If you watched the Olympics, or if you watch any kind of dancing competition, you've seen crisp. You've also seen the antithesis. I wish I had videos to show you to illustrate crisp and - you know - not. However. Speaking of not so crisp, since I'm posting late and I still have word count to rack up today, me surfing the interwebs isn't going to happen. I know my weaknesses.

So I describe. 

Crisp is during a football game, some guy leaps into the air, hangs there, and plucks the ball out of the sky as if he had all the time in world to wait for it. He lands, there's a beat, and then he takes off down the field. He makes it look easy.

Crisp in this context describes physical precision. When it's lacking, you look at someone's performance, nod and say, "Eh, not bad." If the performance is crisp, it becomes one of those cheesy "OMG You Have to Watch!" videos that makes the email and social media rounds. I know a little bit about it because of Stage Combat training. Without at least a little bit of physical precision on your part, your fight partners didn't last long. What?? Mine are all fine. I swear. Though I won't make any claims about having made swinging a broadsword look easy. It wasn't and I didn't.
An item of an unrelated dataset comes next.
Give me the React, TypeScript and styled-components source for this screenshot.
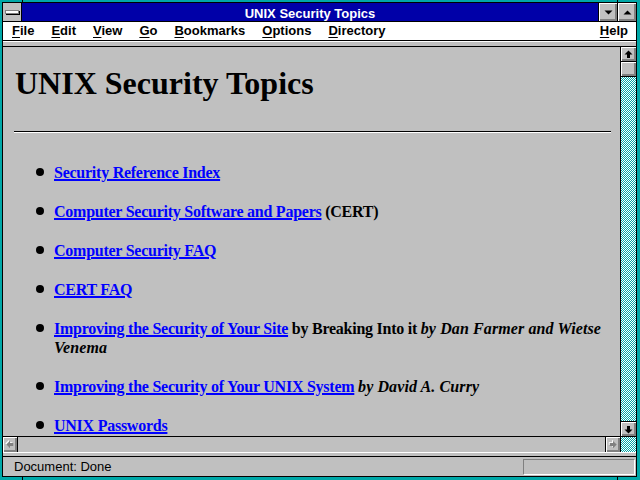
import React from "react";
import styled, { createGlobalStyle, css } from "styled-components";

const TEAL = "#00a8a8";
const FACE = "#c0c0c0";
const SHADOW = "#808080";

const GlobalStyle = createGlobalStyle`
  html, body {
    margin: 0;
    padding: 0;
    width: 640px;
    height: 480px;
    overflow: hidden;
    background: ${TEAL};
  }
`;

const Frame = styled.div`
  position: relative;
  width: 640px;
  height: 480px;
  box-sizing: border-box;
  padding: 2px 3px 3px 2px;
  background: ${TEAL};
`;

// little marks where the resize corners of the frame begin
const FrameTick = styled.span<{ $left: number; $bottom?: boolean }>`
  position: absolute;
  left: ${(p) => p.$left}px;
  width: 1px;
  height: 3px;
  background: #000;
  ${(p) => (p.$bottom ? "bottom: 0;" : "top: 0;")}
`;

const Window = styled.div`
  height: 100%;
  box-sizing: border-box;
  border: 1px solid #000;
  display: flex;
  flex-direction: column;
  background: ${FACE};
  overflow: hidden;
`;

const TitleBar = styled.div`
  display: flex;
  height: 18px;
  border-bottom: 1px solid #000;
  flex: none;
`;

const SysBox = styled.div`
  width: 18px;
  border-right: 1px solid #000;
  background: ${FACE};
  display: flex;
  align-items: center;
  justify-content: center;
`;

const SysBar = styled.div`
  width: 12px;
  height: 2px;
  background: #fff;
  border: 1px solid ${SHADOW};
  box-shadow: 1px 1px 0 #000;
  margin-top: -1px;
`;

const Caption = styled.div`
  flex: 1;
  background: #0000a8;
  color: #fff;
  text-align: center;
  font: bold 13px/21px "Liberation Sans", Arial, sans-serif;
  white-space: nowrap;
  overflow: hidden;
`;

const bevel = css`
  background: ${FACE};
  box-shadow: inset 1px 1px 0 #fff, inset -1px -1px 0 ${SHADOW},
    inset -2px -2px 0 ${SHADOW};
`;

const CaptionButton = styled.div`
  ${bevel};
  width: 18px;
  border-left: 1px solid #000;
  display: flex;
  align-items: center;
  justify-content: center;
`;

const MenuBar = styled.div`
  display: flex;
  gap: 17px;
  height: 18px;
  padding: 0 8px 0 9px;
  background: #fff;
  border-bottom: 1px solid #000;
  font: bold 13px/18px "Liberation Sans", Arial, sans-serif;
  color: #000;
  flex: none;
`;

const MenuItem = styled.span<{ $right?: boolean }>`
  white-space: nowrap;
  ${(p) => p.$right && "margin-left: auto;"}
`;

const Key = styled.span`
  text-decoration: underline;
  text-decoration-thickness: 1px;
  text-underline-offset: 2px;
`;

const ToolStrip = styled.div`
  height: 4px;
  flex: none;
  border-top: 1px solid #fff;
  border-bottom: 1px solid #000;
  background: ${FACE};
`;

const ViewRow = styled.div`
  flex: 1;
  display: flex;
  min-height: 0;
`;

const Content = styled.div`
  flex: 1;
  overflow: hidden;
  padding: 18px 9px 0 11px;
  background: ${FACE};
  color: #000;
  font-family: "Liberation Serif", "Times New Roman", serif;
`;

const Heading = styled.h1`
  margin: 0 0 0 1px;
  font-size: 32px;
  line-height: 36px;
  font-weight: bold;
  white-space: nowrap;
`;

const Rule = styled.hr`
  margin: 30px 0;
  height: 0;
  border: 0;
  border-top: 1px solid #000;
  border-bottom: 1px solid #fff;
`;

const TopicList = styled.ul`
  list-style: none;
  margin: 0;
  padding: 0 0 0 22px;
`;

const Topic = styled.li`
  display: flex;
  margin-bottom: 20px;
  font-size: 16px;
  line-height: 19px;
  font-weight: bold;
  letter-spacing: -0.25px;
`;

const Bullet = styled.span`
  flex: none;
  width: 8px;
  height: 8px;
  border-radius: 50%;
  background: #000;
  margin: 5px 10px 0 0;
`;

const TopicText = styled.span`
  flex: 1;
`;

const Link = styled.a`
  color: #0000ff;
  text-decoration: underline;
  text-decoration-thickness: 2px;
  text-underline-offset: 1px;
`;

const Byline = styled.em`
  font-style: italic;
  letter-spacing: 0.1px;
`;

const dither = css`
  background-color: #fff;
  background-image: repeating-conic-gradient(${TEAL} 0 25%, #fff 0 50%);
  background-size: 2px 2px;
`;

const VScroll = styled.div`
  width: 15px;
  border-left: 1px solid #000;
  display: flex;
  flex-direction: column;
`;

const ScrollButton = styled.div<{ $edge: "top" | "bottom" | "left" | "right" }>`
  ${bevel};
  flex: none;
  width: 15px;
  height: 15px;
  box-sizing: border-box;
  display: flex;
  align-items: center;
  justify-content: center;
  ${(p) => `border-${p.$edge}: 1px solid #000;`}
`;

const Thumb = styled.div`
  ${bevel};
  flex: none;
  height: 14px;
  border-bottom: 1px solid #000;
`;

const Track = styled.div`
  flex: 1;
  ${dither};
`;

const HScroll = styled.div`
  display: flex;
  height: 15px;
  flex: none;
  border-top: 1px solid #000;
`;

const HTrack = styled.div`
  flex: 1;
  background: ${FACE};
`;

const Corner = styled.div`
  width: 15px;
  border-left: 1px solid #000;
  ${dither};
`;

const StatusEdge = styled.div`
  height: 3px;
  flex: none;
  border-top: 1px solid #fff;
  border-bottom: 1px solid #000;
  background: ${FACE};
`;

const StatusBar = styled.div`
  display: flex;
  height: 19px;
  flex: none;
  padding-left: 11px;
  font: 13px/19px "Liberation Sans", Arial, sans-serif;
  color: #000;
`;

const StatusBox = styled.div`
  margin: 2px 1px 0 auto;
  width: 110px;
  height: 14px;
  border: 1px solid;
  border-color: ${SHADOW} #fff #fff ${SHADOW};
`;

const Arrow = ({ dir, disabled }: { dir: "up" | "down" | "left" | "right"; disabled?: boolean }) => {
  const rot = { up: 0, right: 90, down: 180, left: 270 }[dir];
  const pts = "7.5,3.5 11.5,7.5 9,7.5 9,11 6,11 6,7.5 3.5,7.5";
  return (
    <svg width="15" height="15" viewBox="0 0 15 15">
      <g transform={`rotate(${rot} 7.5 7.5)`}>
        {disabled && <polygon points={pts} fill="#fff" transform={dir === "left" ? "translate(1 -1)" : "translate(-1 1)"} />}
        <polygon points={pts} fill={disabled ? SHADOW : "#000"} />
      </g>
    </svg>
  );
};

const Triangle = ({ up }: { up?: boolean }) => (
  <svg width="9" height="5" viewBox="0 0 9 5">
    <polygon points={up ? "4.5,0.5 8.5,4.5 0.5,4.5" : "0.5,0.5 8.5,0.5 4.5,4.5"} fill="#000" />
  </svg>
);

const menus = [
  ["F", "ile"],
  ["E", "dit"],
  ["V", "iew"],
  ["G", "o"],
  ["B", "ookmarks"],
  ["O", "ptions"],
  ["D", "irectory"],
];

export default function App() {
  return (
    <Frame>
      <GlobalStyle />
      <Window>
        <TitleBar>
          <SysBox>
            <SysBar />
          </SysBox>
          <Caption>UNIX Security Topics</Caption>
          <CaptionButton>
            <Triangle />
          </CaptionButton>
          <CaptionButton>
            <Triangle up />
          </CaptionButton>
        </TitleBar>

        <MenuBar>
          {menus.map(([k, rest]) => (
            <MenuItem key={k + rest}>
              <Key>{k}</Key>
              {rest}
            </MenuItem>
          ))}
          <MenuItem $right>
            <Key>H</Key>elp
          </MenuItem>
        </MenuBar>
        <ToolStrip />

        <ViewRow>
          <Content>
            <Heading>UNIX Security Topics</Heading>
            <Rule />
            <TopicList>
              <Topic>
                <Bullet />
                <TopicText>
                  <Link href="#">Security Reference Index</Link>
                </TopicText>
              </Topic>
              <Topic>
                <Bullet />
                <TopicText>
                  <Link href="#">Computer Security Software and Papers</Link> (CERT)
                </TopicText>
              </Topic>
              <Topic>
                <Bullet />
                <TopicText>
                  <Link href="#">Computer Security FAQ</Link>
                </TopicText>
              </Topic>
              <Topic>
                <Bullet />
                <TopicText>
                  <Link href="#">CERT FAQ</Link>
                </TopicText>
              </Topic>
              <Topic>
                <Bullet />
                <TopicText>
                  <Link href="#">Improving the Security of Your Site</Link> by Breaking Into it{" "}
                  <Byline>by Dan Farmer and Wietse Venema</Byline>
                </TopicText>
              </Topic>
              <Topic>
                <Bullet />
                <TopicText>
                  <Link href="#">Improving the Security of Your UNIX System</Link>{" "}
                  <Byline>by David A. Curry</Byline>
                </TopicText>
              </Topic>
              <Topic>
                <Bullet />
                <TopicText>
                  <Link href="#">UNIX Passwords</Link>
                </TopicText>
              </Topic>
            </TopicList>
          </Content>
          <VScroll>
            <ScrollButton $edge="bottom">
              <Arrow dir="up" />
            </ScrollButton>
            <Thumb />
            <Track />
            <ScrollButton $edge="top">
              <Arrow dir="down" />
            </ScrollButton>
          </VScroll>
        </ViewRow>

        <HScroll>
          <ScrollButton $edge="right">
            <Arrow dir="left" disabled />
          </ScrollButton>
          <HTrack />
          <ScrollButton $edge="left">
            <Arrow dir="right" disabled />
          </ScrollButton>
          <Corner />
        </HScroll>
        <StatusEdge />
        <StatusBar>
          Document: Done
          <StatusBox />
        </StatusBar>
      </Window>
      <FrameTick $left={22} />
      <FrameTick $left={617} />
      <FrameTick $left={22} $bottom />
      <FrameTick $left={617} $bottom />
    </Frame>
  );
}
Oh, look. It turns out I lied. I do have videos. This is music. In the first one, watch how Bing Crosby belts out his show tune while making it look like the easiest thing he's ever done. In the second, Bing is much older. Same song, but all the ease is gone. The song and the performance are as muddy as the river he sings about. I can't watch the second one all the way through.
 
Well, dang it YouTube. I don't guess there will be any kind of contrast/compare. YouTube won't play nice.  (Here's the URL, but YouTube won't let me put the video into the post. https://www.youtube.com/watch?v=i2GFxVCE5pQ) But really. If you're watching a performer make hot, sweaty work of whatever they're doing - unless, of course, hot and sweaty is the *point* - the performance isn't crisp.
 
What does it matter? Very little, probably. Some people like to see the work that goes into something - whether an athletic performance or a piece of art. Other people (I find I'm one of them) value the mastery demonstrated when someone makes the difficult or the impossible look like a cakewalk. Think Jackie Chan. He can't possibly be human. He has achieved a stunning level of physical precision and mastery. And he makes it look not only like it's easy, he makes it look like it's all an accident.
 
Is it stupid that I want that kind of mastery over storytelling?

2 comments:

  1. Oh, how I love Bing, but talk about destroying a song. ~weeps~

    "Jazzy Old Man...River." No. No, no.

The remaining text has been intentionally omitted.